Sunday, August 19, 2012

Samsung Galaxy Player 3.6 Review: Android Games and Apps on the Cheap


Overview

The Samsung Galaxy Player 3.6 sports a smaller size and low end specs, but it still offers some surprising features. Plus it comes in at just $150 (or less).



If you're not familiar with the Galaxy Player line by Samsung, it's quite simple: unlike Samsung's flock of smartphones, the Galaxy Players are marketed as pure media devices, Samsung's answer to the iPod Touch. Marketing aside though, they're fully functional Android devices with effectively all of the features of a smartphone, sans the phone itself.

It's probably for that reason that they're often contrasted to smartphones, a comparison which finds the Galaxy Players lacking. It's also a comparison which is wrong. The Galaxy Player line isn't intended to compete with smartphones, or to supplement them for people who already have one. They're an alternative. Your teenager doesn't need a $30 a month data plan to listen to music, and your great aunt doesn't need a Droid RAZR to play Words With Friends. The selling point is price. The cost of ownership for the Galaxy Player is its $150 retail price; for a smartphone, it's the retail price plus $720 over the next two years in data fees.

Some of you may recall that when I reviewed the Galaxy Player 5.0 last year, my overall impression was that it was a good device, but that the next update had the power to make it great. This is not that upgrade. That's not to say that the Galaxy Player 3.6 isn't a good device -- it's to say that it isn't intended to be an upgrade to the Galaxy Player 5. The GP3.6 is aimed at a very different market, a low-end market competitive to the most basic version of the iPod Touch.

Build & Design

Coming with a 3.65-inch screen, it should be no surprise that the Galaxy Player is pretty small and light, although it's footprint isn't that much tinier compared to some smartphones; it's featherweight at just 3.75 ounces. From the outside, it looks basically just like a small, very plain smartphone. As with the older Galaxy Player models, the GP3.6 uses only three silkscreened buttons on the bottom of the display, dropping the fourth "search" button common on other Android OS 2.3 devices. There's no specialized music controls; everything is handled through the touchscreen.

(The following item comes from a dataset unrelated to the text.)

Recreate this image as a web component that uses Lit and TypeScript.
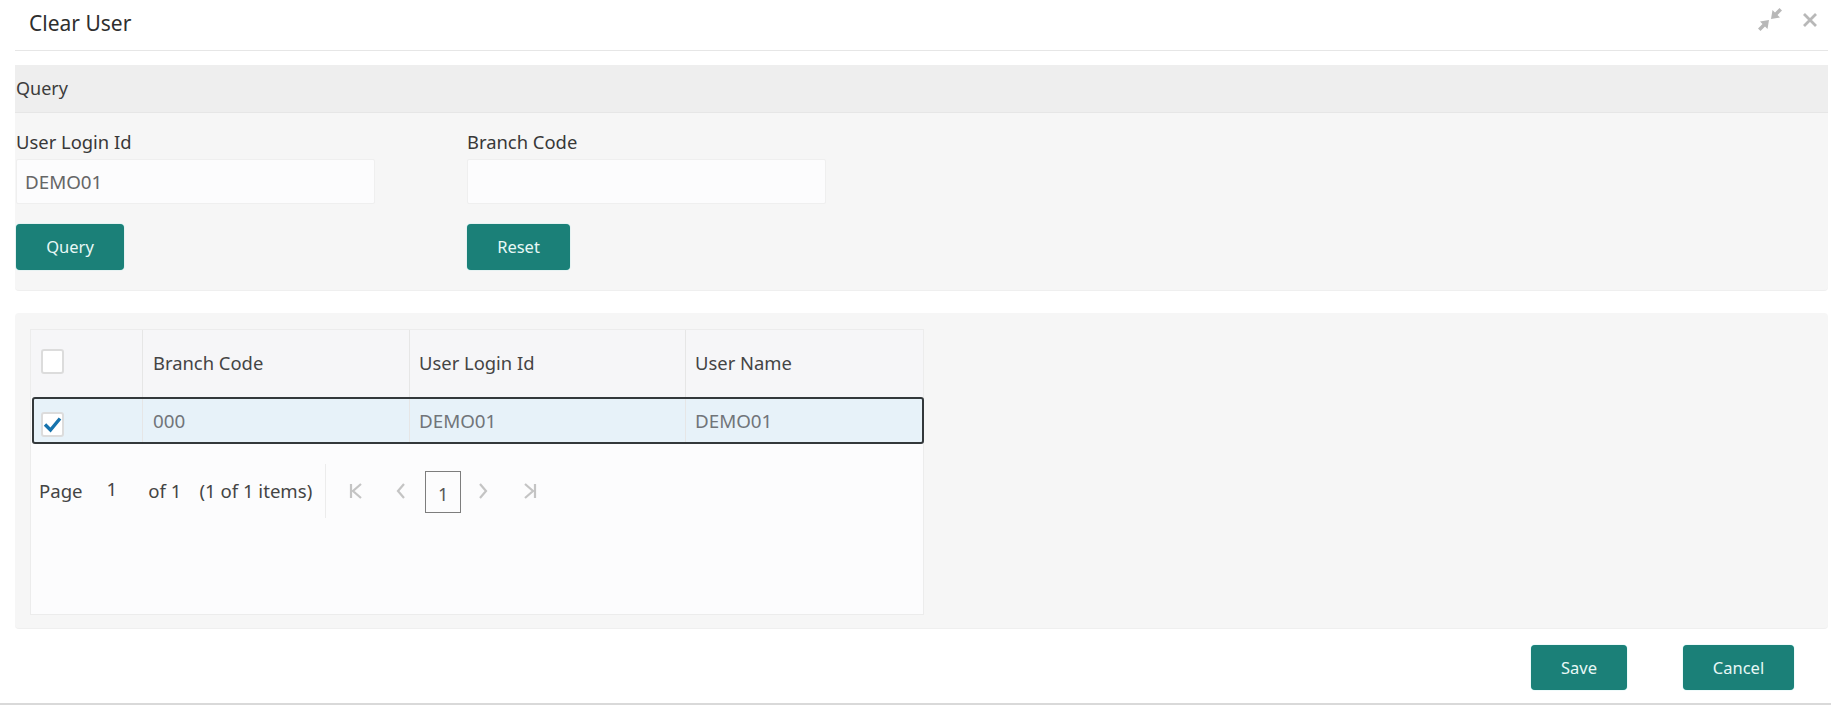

The build of the Galaxy Player is obviously all plastic, but it feels solid. Maybe a little sleek and slippery, but it doesn't feel like it's going to break easily. The black and grey design isn't flashy, and doesn't need to be. Beneath the battery cover we find the removable battery and the microSD card slot, which is empty right out of the box. The only accessories included with the Player are a stereo headset with microphone and play/pause button, USB cable, and power adapter.

Screen

No doubt the biggest corner that Samsung cut while producing the Galaxy Player 3.6 is the screen. For reasons that probably include both price and size, Samsung chose a lower resolution of 320 x 480 (HVGA) instead of the 800 x 480 (WVGA) that's more common on smartphones these days, making it less than half as sharp as the average smartphone. Although being smaller and the pixels packed tighter makes that easier to bear, it's still visibly less crisp. On top of that, the screen technology is also a little lower quality, with narrower viewing angles than you might?be used to from a phone or tablet.

So how bad is it? Well, it might be a measure of how good smartphone screens are these days that a substantial downgrade in screen quality still turns out to be not that bad. I certainly wouldn't recommend doing a lot of ebook reading on the Galaxy Player 3.6, or trying to watch anything more serious than a YouTube video. The viewing angles are actually better if you turn it 90 degrees, the way you would watch a movie, but if that's your goal, I would still say that you should probably wait for the Galaxy Player 4.2, due out soon with a better screen (and higher pricetag). For day-to-day use though, things like playing music, checking headlines, and even some mapping and light web browsing, the GP3.6 does alright for itself.